EXERCISE OBJECTIVE:
Answer with a single number: the count of lines that include the string "size".

RECORDED INFORMATION:
#####

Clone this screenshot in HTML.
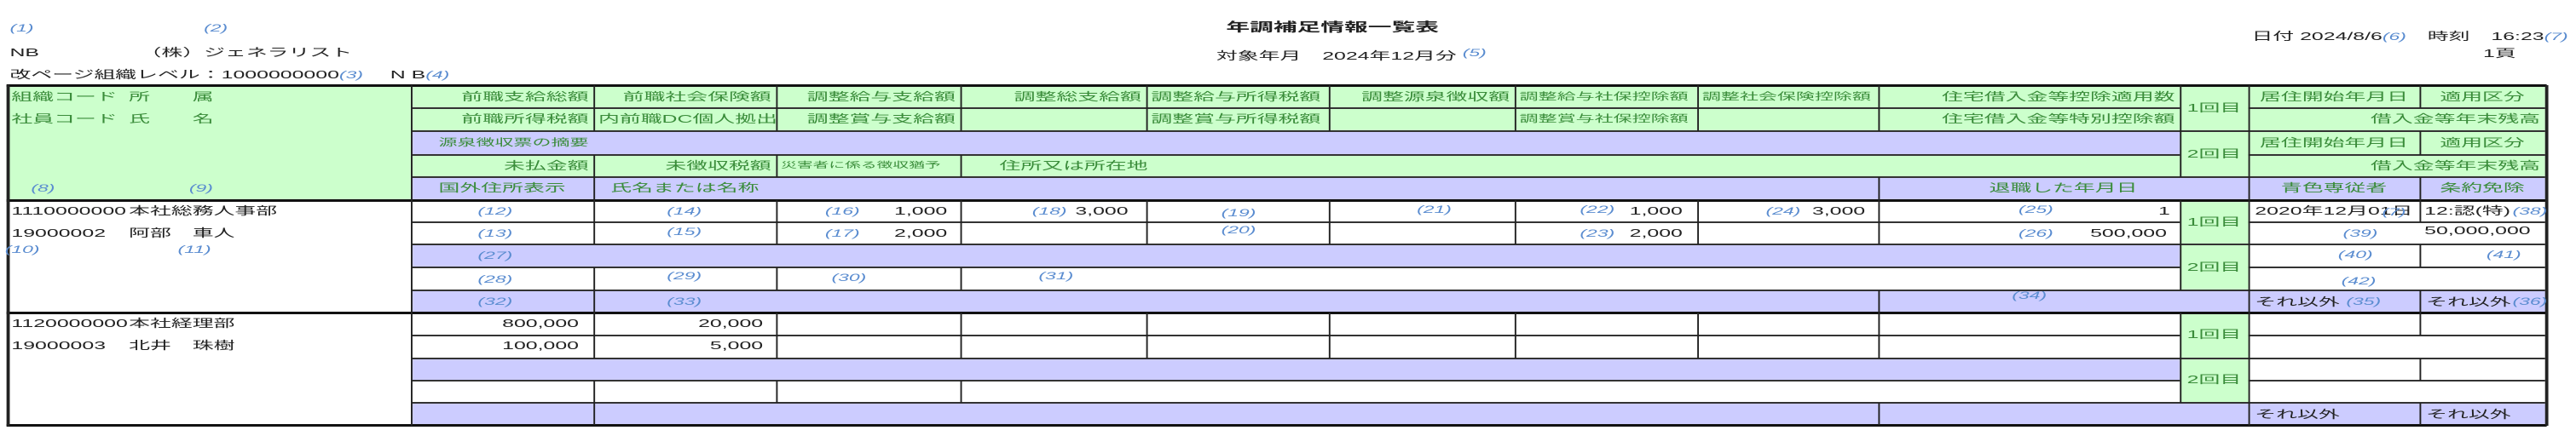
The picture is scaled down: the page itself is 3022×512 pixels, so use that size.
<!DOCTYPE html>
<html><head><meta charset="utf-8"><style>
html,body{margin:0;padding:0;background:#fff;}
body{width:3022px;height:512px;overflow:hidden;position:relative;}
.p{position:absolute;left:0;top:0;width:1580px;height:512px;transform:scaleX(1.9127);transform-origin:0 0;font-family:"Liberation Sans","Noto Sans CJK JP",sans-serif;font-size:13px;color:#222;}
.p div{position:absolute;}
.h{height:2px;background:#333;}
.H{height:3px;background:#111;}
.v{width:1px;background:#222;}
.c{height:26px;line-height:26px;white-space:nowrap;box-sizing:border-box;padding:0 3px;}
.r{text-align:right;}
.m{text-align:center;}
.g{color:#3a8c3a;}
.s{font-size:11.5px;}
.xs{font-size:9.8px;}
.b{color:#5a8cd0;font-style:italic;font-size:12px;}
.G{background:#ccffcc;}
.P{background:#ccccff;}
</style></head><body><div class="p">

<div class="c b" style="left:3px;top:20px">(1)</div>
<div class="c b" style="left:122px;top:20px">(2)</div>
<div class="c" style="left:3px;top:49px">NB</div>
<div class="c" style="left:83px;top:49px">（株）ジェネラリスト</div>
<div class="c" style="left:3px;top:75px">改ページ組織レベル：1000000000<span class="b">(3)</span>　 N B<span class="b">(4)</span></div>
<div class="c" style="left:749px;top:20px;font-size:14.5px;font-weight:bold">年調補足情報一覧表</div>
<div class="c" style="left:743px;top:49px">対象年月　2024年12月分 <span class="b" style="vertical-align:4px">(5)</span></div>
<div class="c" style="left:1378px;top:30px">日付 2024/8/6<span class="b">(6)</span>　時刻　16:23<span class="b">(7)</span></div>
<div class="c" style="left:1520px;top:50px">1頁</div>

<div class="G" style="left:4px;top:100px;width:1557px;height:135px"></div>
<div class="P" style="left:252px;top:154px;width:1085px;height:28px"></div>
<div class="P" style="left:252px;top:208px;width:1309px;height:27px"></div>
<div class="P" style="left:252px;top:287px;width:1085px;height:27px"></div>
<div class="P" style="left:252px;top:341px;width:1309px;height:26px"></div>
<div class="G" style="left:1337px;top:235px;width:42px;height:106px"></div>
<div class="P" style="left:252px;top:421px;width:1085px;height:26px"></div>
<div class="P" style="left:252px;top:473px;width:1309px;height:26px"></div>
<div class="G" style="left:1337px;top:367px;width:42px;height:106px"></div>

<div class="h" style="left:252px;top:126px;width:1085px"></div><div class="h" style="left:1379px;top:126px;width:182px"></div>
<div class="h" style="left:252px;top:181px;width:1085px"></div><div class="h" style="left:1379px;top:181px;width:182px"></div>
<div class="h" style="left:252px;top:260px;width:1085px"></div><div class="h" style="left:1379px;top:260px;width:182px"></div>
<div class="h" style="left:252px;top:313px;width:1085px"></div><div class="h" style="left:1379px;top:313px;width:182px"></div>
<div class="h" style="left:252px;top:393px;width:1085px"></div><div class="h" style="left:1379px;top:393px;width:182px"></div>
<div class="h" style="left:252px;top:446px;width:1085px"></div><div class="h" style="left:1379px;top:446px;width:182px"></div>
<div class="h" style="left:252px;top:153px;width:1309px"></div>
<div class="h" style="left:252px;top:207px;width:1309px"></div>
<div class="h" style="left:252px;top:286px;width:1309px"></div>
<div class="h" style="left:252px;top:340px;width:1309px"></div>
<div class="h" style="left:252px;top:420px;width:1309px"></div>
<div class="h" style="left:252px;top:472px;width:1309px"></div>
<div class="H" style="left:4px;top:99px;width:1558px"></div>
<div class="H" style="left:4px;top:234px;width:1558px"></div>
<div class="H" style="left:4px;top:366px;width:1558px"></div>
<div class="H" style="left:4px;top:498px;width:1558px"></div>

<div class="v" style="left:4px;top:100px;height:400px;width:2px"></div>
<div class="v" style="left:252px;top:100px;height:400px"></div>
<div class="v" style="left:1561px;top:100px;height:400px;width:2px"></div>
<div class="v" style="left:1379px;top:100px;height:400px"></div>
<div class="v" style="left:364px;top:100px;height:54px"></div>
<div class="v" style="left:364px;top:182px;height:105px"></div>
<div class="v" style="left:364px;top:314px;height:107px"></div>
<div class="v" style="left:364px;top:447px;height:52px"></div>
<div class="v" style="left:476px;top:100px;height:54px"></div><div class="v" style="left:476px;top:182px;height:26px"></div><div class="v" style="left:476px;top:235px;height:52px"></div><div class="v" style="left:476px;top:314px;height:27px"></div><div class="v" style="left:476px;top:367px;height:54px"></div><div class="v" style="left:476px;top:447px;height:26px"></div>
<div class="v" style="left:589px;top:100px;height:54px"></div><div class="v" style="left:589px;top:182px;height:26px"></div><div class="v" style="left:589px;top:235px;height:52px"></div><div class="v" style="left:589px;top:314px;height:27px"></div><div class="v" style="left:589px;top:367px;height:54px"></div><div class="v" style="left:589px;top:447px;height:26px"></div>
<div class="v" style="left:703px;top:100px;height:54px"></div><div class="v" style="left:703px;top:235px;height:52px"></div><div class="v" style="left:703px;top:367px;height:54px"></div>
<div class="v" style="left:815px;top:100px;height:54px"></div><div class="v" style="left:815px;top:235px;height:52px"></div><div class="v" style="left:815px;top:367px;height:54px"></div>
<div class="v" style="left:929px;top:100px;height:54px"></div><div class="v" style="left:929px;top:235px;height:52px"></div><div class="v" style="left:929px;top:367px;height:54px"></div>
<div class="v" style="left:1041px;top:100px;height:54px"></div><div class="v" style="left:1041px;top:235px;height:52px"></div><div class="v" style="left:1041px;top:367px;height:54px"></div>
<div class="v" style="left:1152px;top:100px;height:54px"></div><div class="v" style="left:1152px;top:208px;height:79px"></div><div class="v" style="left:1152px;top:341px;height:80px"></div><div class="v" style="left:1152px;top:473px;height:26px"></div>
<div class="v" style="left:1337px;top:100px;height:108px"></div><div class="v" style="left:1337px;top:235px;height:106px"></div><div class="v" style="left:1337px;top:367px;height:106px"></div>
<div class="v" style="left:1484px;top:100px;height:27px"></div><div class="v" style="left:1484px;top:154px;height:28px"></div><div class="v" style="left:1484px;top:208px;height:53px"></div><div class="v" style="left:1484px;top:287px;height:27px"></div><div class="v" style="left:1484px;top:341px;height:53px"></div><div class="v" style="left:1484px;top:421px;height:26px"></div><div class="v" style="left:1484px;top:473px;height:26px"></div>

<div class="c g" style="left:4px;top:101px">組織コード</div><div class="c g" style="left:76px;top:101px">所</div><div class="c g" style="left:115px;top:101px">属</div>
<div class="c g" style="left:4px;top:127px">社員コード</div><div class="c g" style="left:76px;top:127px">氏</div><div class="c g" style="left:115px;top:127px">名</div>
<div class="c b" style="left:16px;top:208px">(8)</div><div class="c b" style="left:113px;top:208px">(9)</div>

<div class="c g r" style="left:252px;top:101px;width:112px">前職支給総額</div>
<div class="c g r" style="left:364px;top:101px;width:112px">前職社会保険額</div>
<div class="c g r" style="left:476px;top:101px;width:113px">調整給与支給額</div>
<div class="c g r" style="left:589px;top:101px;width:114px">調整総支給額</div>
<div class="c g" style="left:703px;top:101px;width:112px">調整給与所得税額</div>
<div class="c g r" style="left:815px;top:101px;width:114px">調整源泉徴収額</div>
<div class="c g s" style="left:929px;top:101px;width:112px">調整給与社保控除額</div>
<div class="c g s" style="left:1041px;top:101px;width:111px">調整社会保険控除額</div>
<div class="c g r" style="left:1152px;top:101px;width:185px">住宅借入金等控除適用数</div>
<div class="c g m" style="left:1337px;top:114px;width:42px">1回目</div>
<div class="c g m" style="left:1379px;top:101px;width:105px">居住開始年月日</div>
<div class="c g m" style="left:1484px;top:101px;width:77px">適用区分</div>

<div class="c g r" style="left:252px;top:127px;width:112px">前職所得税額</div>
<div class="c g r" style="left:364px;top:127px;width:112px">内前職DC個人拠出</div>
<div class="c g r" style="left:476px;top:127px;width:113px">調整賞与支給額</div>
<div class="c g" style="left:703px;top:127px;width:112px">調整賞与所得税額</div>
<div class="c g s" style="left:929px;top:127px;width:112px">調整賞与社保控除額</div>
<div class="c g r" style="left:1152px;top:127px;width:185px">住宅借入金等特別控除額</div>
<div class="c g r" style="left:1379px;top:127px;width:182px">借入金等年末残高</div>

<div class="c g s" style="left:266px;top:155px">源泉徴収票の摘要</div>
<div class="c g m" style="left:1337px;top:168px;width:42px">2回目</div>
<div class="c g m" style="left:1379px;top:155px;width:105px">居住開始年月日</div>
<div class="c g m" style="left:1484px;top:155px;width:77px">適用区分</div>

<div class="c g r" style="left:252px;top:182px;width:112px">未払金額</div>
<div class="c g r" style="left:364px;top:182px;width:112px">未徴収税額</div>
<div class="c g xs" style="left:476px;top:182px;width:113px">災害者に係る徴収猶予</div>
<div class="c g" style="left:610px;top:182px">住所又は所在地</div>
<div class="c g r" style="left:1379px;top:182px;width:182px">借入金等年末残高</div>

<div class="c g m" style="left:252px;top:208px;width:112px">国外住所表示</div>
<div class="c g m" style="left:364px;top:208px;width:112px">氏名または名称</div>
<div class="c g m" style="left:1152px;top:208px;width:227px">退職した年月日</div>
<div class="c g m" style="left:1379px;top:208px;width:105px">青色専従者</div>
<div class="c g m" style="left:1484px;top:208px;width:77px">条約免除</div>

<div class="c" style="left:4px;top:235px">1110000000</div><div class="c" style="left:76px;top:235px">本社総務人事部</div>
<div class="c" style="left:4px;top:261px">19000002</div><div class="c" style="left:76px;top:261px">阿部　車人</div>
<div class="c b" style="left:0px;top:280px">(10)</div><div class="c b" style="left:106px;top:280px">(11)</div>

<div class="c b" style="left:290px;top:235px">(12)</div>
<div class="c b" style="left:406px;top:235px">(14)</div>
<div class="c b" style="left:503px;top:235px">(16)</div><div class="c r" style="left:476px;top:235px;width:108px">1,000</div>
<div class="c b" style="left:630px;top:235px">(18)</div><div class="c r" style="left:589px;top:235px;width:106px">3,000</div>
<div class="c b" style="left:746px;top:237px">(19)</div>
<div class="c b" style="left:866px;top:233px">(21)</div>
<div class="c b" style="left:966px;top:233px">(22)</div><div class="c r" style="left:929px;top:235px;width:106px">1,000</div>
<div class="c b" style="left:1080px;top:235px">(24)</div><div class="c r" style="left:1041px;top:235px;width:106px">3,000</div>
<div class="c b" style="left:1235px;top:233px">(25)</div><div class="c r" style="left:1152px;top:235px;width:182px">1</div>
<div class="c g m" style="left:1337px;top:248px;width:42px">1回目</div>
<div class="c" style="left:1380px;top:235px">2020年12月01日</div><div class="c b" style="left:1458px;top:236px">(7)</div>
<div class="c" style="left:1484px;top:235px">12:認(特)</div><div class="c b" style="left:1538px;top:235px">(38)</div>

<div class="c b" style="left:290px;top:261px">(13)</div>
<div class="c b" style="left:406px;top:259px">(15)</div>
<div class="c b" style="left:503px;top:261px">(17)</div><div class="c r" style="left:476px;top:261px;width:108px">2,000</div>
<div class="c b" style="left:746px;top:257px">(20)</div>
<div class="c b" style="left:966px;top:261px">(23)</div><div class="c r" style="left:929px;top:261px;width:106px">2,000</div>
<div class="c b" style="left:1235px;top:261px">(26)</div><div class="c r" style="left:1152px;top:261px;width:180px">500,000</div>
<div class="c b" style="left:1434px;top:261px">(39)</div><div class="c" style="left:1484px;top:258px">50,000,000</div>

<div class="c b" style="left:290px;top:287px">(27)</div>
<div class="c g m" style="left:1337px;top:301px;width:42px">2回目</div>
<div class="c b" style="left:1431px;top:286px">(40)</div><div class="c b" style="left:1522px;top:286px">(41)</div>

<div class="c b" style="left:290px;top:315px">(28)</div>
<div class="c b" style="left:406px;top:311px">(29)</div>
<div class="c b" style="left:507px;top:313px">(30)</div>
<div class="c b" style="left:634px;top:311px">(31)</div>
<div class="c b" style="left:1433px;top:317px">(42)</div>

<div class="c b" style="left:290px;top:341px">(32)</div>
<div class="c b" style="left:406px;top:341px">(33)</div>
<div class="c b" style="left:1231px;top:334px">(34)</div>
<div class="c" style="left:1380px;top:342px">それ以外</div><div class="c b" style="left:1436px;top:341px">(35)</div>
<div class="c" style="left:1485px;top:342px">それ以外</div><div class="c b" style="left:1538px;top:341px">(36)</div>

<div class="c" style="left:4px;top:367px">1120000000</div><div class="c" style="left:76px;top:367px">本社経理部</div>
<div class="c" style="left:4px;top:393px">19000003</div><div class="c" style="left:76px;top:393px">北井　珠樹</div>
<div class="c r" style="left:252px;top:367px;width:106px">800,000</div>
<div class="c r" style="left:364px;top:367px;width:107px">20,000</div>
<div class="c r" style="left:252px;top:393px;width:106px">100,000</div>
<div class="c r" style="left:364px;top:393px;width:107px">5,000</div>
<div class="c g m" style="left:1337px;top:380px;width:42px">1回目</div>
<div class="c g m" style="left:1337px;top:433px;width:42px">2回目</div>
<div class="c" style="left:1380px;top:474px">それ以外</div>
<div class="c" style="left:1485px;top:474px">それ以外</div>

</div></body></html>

#####

ANSWER BELOW:
6